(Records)
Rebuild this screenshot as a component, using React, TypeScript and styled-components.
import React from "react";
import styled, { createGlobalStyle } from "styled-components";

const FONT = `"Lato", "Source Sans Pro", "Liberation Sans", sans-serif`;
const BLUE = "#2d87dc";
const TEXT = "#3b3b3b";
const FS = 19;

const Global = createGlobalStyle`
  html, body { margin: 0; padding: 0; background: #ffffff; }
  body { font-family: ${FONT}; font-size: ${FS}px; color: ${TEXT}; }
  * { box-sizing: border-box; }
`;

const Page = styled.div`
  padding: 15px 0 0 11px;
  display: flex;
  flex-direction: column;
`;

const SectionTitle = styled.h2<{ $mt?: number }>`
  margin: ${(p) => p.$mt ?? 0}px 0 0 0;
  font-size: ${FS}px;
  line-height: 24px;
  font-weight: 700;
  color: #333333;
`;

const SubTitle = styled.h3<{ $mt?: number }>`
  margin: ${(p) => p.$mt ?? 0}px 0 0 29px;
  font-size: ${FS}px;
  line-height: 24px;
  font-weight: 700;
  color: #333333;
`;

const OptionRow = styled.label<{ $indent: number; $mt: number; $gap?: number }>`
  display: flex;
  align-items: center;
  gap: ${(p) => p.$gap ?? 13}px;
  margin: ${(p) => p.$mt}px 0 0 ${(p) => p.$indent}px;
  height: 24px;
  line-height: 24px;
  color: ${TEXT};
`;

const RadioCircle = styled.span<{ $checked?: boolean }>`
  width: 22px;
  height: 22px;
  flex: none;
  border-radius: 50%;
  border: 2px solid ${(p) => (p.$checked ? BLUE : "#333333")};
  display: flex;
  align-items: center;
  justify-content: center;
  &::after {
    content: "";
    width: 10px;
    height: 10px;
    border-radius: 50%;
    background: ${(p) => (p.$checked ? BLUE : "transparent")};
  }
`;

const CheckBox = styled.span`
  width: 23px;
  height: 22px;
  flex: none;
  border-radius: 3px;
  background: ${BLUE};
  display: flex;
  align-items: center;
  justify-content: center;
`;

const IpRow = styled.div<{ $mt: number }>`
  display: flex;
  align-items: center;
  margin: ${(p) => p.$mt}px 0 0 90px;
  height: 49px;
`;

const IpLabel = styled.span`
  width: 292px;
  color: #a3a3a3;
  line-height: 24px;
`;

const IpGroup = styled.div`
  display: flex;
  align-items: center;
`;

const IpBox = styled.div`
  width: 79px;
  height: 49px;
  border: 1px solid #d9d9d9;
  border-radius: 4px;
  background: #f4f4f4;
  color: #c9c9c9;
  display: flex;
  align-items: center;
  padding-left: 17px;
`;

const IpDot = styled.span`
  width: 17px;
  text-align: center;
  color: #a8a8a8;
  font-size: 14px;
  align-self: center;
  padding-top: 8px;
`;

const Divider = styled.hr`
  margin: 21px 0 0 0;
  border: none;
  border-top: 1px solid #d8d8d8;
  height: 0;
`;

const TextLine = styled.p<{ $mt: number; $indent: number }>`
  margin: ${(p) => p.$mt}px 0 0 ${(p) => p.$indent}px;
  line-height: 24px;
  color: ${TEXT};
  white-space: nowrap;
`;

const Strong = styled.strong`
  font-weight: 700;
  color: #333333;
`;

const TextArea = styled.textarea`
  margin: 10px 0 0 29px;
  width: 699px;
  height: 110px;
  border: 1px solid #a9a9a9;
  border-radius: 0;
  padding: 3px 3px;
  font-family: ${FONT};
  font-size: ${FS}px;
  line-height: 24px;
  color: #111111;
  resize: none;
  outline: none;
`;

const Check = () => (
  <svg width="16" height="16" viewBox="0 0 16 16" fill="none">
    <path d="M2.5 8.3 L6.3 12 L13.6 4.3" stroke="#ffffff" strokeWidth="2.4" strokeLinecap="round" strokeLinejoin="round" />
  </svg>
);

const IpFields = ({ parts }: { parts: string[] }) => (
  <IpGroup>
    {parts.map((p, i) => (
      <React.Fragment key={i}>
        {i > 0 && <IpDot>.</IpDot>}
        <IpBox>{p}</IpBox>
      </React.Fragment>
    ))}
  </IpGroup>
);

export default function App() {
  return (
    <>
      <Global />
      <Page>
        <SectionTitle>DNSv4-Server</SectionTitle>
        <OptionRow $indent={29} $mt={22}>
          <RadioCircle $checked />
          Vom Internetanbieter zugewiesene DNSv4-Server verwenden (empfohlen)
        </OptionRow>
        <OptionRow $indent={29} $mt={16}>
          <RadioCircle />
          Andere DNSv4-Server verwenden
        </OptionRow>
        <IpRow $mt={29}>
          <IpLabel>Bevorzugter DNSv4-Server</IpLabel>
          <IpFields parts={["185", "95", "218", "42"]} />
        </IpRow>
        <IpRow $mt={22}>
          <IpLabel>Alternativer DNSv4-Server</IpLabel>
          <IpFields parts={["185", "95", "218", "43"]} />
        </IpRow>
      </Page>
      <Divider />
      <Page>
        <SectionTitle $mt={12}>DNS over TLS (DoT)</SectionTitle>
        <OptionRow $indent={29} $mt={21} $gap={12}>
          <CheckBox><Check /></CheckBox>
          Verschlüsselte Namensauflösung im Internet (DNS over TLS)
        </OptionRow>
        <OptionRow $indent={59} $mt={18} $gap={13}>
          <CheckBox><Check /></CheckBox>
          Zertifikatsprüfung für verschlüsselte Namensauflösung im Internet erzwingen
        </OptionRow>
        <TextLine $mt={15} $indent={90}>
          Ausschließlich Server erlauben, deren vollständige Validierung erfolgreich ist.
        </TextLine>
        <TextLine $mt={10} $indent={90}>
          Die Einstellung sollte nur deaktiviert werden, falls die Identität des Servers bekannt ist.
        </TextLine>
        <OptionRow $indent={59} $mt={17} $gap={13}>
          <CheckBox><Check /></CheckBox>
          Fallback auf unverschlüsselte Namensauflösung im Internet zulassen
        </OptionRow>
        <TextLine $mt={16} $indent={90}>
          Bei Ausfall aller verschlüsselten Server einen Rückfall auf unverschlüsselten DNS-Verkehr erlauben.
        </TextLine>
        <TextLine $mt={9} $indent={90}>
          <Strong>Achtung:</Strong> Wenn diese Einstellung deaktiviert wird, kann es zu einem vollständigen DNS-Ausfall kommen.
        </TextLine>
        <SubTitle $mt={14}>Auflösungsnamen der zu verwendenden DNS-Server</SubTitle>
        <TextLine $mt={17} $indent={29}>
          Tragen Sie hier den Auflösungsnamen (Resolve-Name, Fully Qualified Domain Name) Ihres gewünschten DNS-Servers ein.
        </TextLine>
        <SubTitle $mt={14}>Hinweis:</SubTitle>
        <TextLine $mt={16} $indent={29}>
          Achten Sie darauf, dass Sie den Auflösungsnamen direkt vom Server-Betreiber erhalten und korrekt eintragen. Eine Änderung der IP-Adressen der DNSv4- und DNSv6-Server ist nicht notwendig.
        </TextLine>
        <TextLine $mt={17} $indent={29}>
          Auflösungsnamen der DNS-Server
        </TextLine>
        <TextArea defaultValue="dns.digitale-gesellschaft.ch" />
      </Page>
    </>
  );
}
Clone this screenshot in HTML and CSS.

To do:
Reproduce each line of the material above precisely.

Finished exercise:
Rebuild this screenshot as a component, using React, TypeScript and styled-components.
import React from "react";
import styled, { createGlobalStyle } from "styled-components";

const FONT = `"Lato", "Source Sans Pro", "Liberation Sans", sans-serif`;
const BLUE = "#2d87dc";
const TEXT = "#3b3b3b";
const FS = 19;

const Global = createGlobalStyle`
  html, body { margin: 0; padding: 0; background: #ffffff; }
  body { font-family: ${FONT}; font-size: ${FS}px; color: ${TEXT}; }
  * { box-sizing: border-box; }
`;

const Page = styled.div`
  padding: 15px 0 0 11px;
  display: flex;
  flex-direction: column;
`;

const SectionTitle = styled.h2<{ $mt?: number }>`
  margin: ${(p) => p.$mt ?? 0}px 0 0 0;
  font-size: ${FS}px;
  line-height: 24px;
  font-weight: 700;
  color: #333333;
`;

const SubTitle = styled.h3<{ $mt?: number }>`
  margin: ${(p) => p.$mt ?? 0}px 0 0 29px;
  font-size: ${FS}px;
  line-height: 24px;
  font-weight: 700;
  color: #333333;
`;

const OptionRow = styled.label<{ $indent: number; $mt: number; $gap?: number }>`
  display: flex;
  align-items: center;
  gap: ${(p) => p.$gap ?? 13}px;
  margin: ${(p) => p.$mt}px 0 0 ${(p) => p.$indent}px;
  height: 24px;
  line-height: 24px;
  color: ${TEXT};
`;

const RadioCircle = styled.span<{ $checked?: boolean }>`
  width: 22px;
  height: 22px;
  flex: none;
  border-radius: 50%;
  border: 2px solid ${(p) => (p.$checked ? BLUE : "#333333")};
  display: flex;
  align-items: center;
  justify-content: center;
  &::after {
    content: "";
    width: 10px;
    height: 10px;
    border-radius: 50%;
    background: ${(p) => (p.$checked ? BLUE : "transparent")};
  }
`;

const CheckBox = styled.span`
  width: 23px;
  height: 22px;
  flex: none;
  border-radius: 3px;
  background: ${BLUE};
  display: flex;
  align-items: center;
  justify-content: center;
`;

const IpRow = styled.div<{ $mt: number }>`
  display: flex;
  align-items: center;
  margin: ${(p) => p.$mt}px 0 0 90px;
  height: 49px;
`;

const IpLabel = styled.span`
  width: 292px;
  color: #a3a3a3;
  line-height: 24px;
`;

const IpGroup = styled.div`
  display: flex;
  align-items: center;
`;

const IpBox = styled.div`
  width: 79px;
  height: 49px;
  border: 1px solid #d9d9d9;
  border-radius: 4px;
  background: #f4f4f4;
  color: #c9c9c9;
  display: flex;
  align-items: center;
  padding-left: 17px;
`;

const IpDot = styled.span`
  width: 17px;
  text-align: center;
  color: #a8a8a8;
  font-size: 14px;
  align-self: center;
  padding-top: 8px;
`;

const Divider = styled.hr`
  margin: 21px 0 0 0;
  border: none;
  border-top: 1px solid #d8d8d8;
  height: 0;
`;

const TextLine = styled.p<{ $mt: number; $indent: number }>`
  margin: ${(p) => p.$mt}px 0 0 ${(p) => p.$indent}px;
  line-height: 24px;
  color: ${TEXT};
  white-space: nowrap;
`;

const Strong = styled.strong`
  font-weight: 700;
  color: #333333;
`;

const TextArea = styled.textarea`
  margin: 10px 0 0 29px;
  width: 699px;
  height: 110px;
  border: 1px solid #a9a9a9;
  border-radius: 0;
  padding: 3px 3px;
  font-family: ${FONT};
  font-size: ${FS}px;
  line-height: 24px;
  color: #111111;
  resize: none;
  outline: none;
`;

const Check = () => (
  <svg width="16" height="16" viewBox="0 0 16 16" fill="none">
    <path d="M2.5 8.3 L6.3 12 L13.6 4.3" stroke="#ffffff" strokeWidth="2.4" strokeLinecap="round" strokeLinejoin="round" />
  </svg>
);

const IpFields = ({ parts }: { parts: string[] }) => (
  <IpGroup>
    {parts.map((p, i) => (
      <React.Fragment key={i}>
        {i > 0 && <IpDot>.</IpDot>}
        <IpBox>{p}</IpBox>
      </React.Fragment>
    ))}
  </IpGroup>
);

export default function App() {
  return (
    <>
      <Global />
      <Page>
        <SectionTitle>DNSv4-Server</SectionTitle>
        <OptionRow $indent={29} $mt={22}>
          <RadioCircle $checked />
          Vom Internetanbieter zugewiesene DNSv4-Server verwenden (empfohlen)
        </OptionRow>
        <OptionRow $indent={29} $mt={16}>
          <RadioCircle />
          Andere DNSv4-Server verwenden
        </OptionRow>
        <IpRow $mt={29}>
          <IpLabel>Bevorzugter DNSv4-Server</IpLabel>
          <IpFields parts={["185", "95", "218", "42"]} />
        </IpRow>
        <IpRow $mt={22}>
          <IpLabel>Alternativer DNSv4-Server</IpLabel>
          <IpFields parts={["185", "95", "218", "43"]} />
        </IpRow>
      </Page>
      <Divider />
      <Page>
        <SectionTitle $mt={12}>DNS over TLS (DoT)</SectionTitle>
        <OptionRow $indent={29} $mt={21} $gap={12}>
          <CheckBox><Check /></CheckBox>
          Verschlüsselte Namensauflösung im Internet (DNS over TLS)
        </OptionRow>
        <OptionRow $indent={59} $mt={18} $gap={13}>
          <CheckBox><Check /></CheckBox>
          Zertifikatsprüfung für verschlüsselte Namensauflösung im Internet erzwingen
        </OptionRow>
        <TextLine $mt={15} $indent={90}>
          Ausschließlich Server erlauben, deren vollständige Validierung erfolgreich ist.
        </TextLine>
        <TextLine $mt={10} $indent={90}>
          Die Einstellung sollte nur deaktiviert werden, falls die Identität des Servers bekannt ist.
        </TextLine>
        <OptionRow $indent={59} $mt={17} $gap={13}>
          <CheckBox><Check /></CheckBox>
          Fallback auf unverschlüsselte Namensauflösung im Internet zulassen
        </OptionRow>
        <TextLine $mt={16} $indent={90}>
          Bei Ausfall aller verschlüsselten Server einen Rückfall auf unverschlüsselten DNS-Verkehr erlauben.
        </TextLine>
        <TextLine $mt={9} $indent={90}>
          <Strong>Achtung:</Strong> Wenn diese Einstellung deaktiviert wird, kann es zu einem vollständigen DNS-Ausfall kommen.
        </TextLine>
        <SubTitle $mt={14}>Auflösungsnamen der zu verwendenden DNS-Server</SubTitle>
        <TextLine $mt={17} $indent={29}>
          Tragen Sie hier den Auflösungsnamen (Resolve-Name, Fully Qualified Domain Name) Ihres gewünschten DNS-Servers ein.
        </TextLine>
        <SubTitle $mt={14}>Hinweis:</SubTitle>
        <TextLine $mt={16} $indent={29}>
          Achten Sie darauf, dass Sie den Auflösungsnamen direkt vom Server-Betreiber erhalten und korrekt eintragen. Eine Änderung der IP-Adressen der DNSv4- und DNSv6-Server ist nicht notwendig.
        </TextLine>
        <TextLine $mt={17} $indent={29}>
          Auflösungsnamen der DNS-Server
        </TextLine>
        <TextArea defaultValue="dns.digitale-gesellschaft.ch" />
      </Page>
    </>
  );
}
Clone this screenshot in HTML and CSS.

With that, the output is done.